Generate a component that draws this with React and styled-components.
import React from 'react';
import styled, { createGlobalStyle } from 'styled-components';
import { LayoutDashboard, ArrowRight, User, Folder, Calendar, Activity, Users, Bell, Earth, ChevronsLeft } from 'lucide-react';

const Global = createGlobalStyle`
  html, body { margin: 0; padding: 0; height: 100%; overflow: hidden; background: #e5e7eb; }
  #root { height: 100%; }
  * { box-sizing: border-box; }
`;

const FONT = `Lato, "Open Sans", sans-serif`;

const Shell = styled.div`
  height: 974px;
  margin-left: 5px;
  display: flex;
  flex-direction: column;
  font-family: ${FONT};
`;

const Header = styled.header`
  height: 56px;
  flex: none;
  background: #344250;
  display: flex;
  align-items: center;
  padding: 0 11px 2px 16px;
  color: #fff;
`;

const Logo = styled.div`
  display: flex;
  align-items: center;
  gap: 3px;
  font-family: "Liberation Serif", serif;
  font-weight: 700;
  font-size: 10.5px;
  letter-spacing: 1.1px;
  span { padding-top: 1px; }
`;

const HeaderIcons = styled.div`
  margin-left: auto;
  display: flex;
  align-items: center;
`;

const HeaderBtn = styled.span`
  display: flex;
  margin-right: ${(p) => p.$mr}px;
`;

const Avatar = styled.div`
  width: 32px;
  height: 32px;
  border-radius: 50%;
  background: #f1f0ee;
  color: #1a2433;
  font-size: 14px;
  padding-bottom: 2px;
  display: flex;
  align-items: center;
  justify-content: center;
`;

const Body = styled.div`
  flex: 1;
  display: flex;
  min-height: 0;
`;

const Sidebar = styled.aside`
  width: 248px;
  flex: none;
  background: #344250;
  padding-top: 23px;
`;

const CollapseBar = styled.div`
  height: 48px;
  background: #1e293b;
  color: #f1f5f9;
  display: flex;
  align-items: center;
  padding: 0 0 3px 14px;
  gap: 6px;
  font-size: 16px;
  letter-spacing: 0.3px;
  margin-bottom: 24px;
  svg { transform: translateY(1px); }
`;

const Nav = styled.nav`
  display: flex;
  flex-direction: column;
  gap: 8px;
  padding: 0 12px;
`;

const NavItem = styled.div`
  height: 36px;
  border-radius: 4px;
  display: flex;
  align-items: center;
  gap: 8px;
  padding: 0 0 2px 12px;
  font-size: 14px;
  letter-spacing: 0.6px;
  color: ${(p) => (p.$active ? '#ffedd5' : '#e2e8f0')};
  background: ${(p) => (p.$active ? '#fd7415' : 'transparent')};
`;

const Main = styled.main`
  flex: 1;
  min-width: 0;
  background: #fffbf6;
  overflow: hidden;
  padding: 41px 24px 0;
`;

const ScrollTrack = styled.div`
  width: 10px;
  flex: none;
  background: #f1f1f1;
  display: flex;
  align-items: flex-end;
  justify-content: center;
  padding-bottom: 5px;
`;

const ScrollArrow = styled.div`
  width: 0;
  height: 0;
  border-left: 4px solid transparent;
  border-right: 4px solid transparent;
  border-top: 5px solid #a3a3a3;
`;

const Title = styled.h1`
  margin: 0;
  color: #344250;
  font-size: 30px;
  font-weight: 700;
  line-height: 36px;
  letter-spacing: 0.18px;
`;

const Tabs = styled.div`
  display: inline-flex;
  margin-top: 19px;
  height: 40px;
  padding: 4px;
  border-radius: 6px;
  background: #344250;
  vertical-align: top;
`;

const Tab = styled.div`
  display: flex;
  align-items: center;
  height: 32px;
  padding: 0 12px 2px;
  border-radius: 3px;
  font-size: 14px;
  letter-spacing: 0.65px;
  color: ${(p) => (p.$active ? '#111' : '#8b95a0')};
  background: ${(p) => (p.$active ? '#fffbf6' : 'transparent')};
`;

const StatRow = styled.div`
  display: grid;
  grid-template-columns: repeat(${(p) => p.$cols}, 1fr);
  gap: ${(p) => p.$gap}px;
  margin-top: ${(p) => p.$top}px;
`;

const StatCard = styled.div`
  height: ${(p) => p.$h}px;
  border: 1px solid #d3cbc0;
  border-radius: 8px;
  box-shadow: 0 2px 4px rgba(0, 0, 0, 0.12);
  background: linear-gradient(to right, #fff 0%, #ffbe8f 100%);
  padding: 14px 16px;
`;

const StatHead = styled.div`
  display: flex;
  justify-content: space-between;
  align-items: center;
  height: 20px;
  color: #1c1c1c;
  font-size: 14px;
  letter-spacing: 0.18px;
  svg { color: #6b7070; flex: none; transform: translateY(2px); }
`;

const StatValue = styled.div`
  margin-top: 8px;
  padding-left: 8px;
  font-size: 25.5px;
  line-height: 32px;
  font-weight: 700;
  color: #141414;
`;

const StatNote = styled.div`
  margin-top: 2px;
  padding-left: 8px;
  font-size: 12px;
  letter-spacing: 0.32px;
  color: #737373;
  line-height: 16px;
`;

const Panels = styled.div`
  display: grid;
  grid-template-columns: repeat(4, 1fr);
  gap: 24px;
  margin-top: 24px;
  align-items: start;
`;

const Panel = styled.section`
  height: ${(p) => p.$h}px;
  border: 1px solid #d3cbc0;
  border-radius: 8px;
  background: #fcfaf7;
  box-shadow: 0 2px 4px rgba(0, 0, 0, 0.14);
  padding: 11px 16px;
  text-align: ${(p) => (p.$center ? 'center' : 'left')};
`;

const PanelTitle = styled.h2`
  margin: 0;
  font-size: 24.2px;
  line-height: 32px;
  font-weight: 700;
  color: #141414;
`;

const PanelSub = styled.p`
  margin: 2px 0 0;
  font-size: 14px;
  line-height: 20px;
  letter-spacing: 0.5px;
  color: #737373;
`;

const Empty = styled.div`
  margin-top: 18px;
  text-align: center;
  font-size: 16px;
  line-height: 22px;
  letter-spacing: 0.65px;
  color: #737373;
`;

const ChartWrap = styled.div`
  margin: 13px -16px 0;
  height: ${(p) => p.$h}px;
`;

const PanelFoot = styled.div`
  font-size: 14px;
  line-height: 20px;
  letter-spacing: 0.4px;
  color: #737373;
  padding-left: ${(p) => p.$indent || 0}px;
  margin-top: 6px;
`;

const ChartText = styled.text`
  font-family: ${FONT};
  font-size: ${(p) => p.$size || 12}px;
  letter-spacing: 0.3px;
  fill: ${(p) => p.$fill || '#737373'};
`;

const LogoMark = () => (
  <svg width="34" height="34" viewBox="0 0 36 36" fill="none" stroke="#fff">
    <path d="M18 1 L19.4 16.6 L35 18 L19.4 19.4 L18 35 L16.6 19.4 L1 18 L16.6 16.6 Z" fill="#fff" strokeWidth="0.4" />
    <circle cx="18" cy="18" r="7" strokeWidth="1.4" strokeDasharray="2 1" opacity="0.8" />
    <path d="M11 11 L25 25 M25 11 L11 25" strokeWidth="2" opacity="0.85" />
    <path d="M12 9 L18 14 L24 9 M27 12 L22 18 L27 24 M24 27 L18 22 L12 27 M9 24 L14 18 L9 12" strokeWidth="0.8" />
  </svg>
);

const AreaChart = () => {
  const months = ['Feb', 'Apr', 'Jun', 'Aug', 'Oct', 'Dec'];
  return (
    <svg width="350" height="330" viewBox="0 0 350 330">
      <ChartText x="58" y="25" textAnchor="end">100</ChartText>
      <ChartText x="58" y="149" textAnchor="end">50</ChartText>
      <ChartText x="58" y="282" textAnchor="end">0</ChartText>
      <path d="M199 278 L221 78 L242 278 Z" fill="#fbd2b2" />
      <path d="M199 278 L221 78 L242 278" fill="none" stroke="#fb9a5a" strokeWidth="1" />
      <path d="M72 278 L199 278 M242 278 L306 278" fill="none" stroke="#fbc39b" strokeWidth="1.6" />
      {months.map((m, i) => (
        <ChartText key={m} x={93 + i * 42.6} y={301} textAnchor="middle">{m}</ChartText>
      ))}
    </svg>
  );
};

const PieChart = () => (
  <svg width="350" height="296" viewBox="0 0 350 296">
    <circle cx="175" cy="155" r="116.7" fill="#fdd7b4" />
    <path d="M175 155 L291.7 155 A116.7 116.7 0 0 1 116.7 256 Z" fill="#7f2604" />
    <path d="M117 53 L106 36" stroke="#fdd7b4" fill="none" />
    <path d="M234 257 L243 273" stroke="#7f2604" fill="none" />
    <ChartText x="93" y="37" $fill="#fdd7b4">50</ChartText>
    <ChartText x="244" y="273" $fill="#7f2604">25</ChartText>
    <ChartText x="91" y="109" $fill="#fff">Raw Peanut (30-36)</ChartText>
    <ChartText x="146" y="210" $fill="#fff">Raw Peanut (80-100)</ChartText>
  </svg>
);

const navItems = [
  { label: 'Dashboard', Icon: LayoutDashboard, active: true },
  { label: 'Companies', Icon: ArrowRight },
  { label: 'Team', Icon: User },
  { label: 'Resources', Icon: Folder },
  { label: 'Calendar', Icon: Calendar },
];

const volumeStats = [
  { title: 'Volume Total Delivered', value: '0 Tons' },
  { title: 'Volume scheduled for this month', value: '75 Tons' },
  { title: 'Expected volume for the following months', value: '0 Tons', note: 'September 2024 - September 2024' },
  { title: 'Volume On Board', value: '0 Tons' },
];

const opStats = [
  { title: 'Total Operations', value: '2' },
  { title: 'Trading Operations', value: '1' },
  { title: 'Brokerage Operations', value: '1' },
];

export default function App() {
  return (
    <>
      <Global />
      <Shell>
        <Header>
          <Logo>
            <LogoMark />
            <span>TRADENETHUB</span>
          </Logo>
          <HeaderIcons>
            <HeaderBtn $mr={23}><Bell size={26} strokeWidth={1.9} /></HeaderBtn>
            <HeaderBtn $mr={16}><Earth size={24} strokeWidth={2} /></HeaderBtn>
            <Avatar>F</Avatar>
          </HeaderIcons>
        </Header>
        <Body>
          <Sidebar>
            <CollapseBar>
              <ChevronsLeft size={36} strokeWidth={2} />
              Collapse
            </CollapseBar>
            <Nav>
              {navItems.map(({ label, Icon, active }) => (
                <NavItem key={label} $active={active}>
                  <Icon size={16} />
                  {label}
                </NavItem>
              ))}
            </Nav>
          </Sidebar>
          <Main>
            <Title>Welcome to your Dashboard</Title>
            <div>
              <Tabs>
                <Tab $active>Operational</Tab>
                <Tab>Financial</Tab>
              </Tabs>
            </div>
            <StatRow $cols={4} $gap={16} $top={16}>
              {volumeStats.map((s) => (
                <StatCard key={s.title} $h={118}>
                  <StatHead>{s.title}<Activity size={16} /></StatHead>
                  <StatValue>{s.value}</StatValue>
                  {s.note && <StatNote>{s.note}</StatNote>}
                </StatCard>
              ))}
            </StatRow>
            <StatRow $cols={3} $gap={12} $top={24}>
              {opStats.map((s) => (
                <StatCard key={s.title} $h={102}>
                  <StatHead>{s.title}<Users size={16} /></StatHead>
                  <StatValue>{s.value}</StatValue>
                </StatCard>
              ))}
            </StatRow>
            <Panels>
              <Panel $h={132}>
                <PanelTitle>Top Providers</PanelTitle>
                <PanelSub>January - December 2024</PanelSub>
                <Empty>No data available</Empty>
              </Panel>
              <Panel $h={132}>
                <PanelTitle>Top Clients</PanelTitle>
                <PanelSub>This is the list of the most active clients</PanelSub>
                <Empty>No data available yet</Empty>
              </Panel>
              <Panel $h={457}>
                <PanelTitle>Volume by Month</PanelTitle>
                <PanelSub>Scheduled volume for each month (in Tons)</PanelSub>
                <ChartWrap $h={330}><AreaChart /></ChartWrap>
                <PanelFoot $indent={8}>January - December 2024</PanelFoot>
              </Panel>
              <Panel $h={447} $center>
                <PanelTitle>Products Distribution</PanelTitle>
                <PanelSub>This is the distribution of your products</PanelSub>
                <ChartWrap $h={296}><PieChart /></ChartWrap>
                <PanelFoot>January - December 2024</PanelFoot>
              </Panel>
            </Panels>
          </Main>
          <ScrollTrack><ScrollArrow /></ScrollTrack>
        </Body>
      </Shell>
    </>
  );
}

════════════════════

Problem to work on :: Return exactly the lines that run from the top of the listing above to the line containing "Bell, Earth, ChevronsLeft", please, keeping both end lines and leaving out everything else.

Exercise result ::
Generate a component that draws this with React and styled-components.
import React from 'react';
import styled, { createGlobalStyle } from 'styled-components';
import { LayoutDashboard, ArrowRight, User, Folder, Calendar, Activity, Users, Bell, Earth, ChevronsLeft } from 'lucide-react';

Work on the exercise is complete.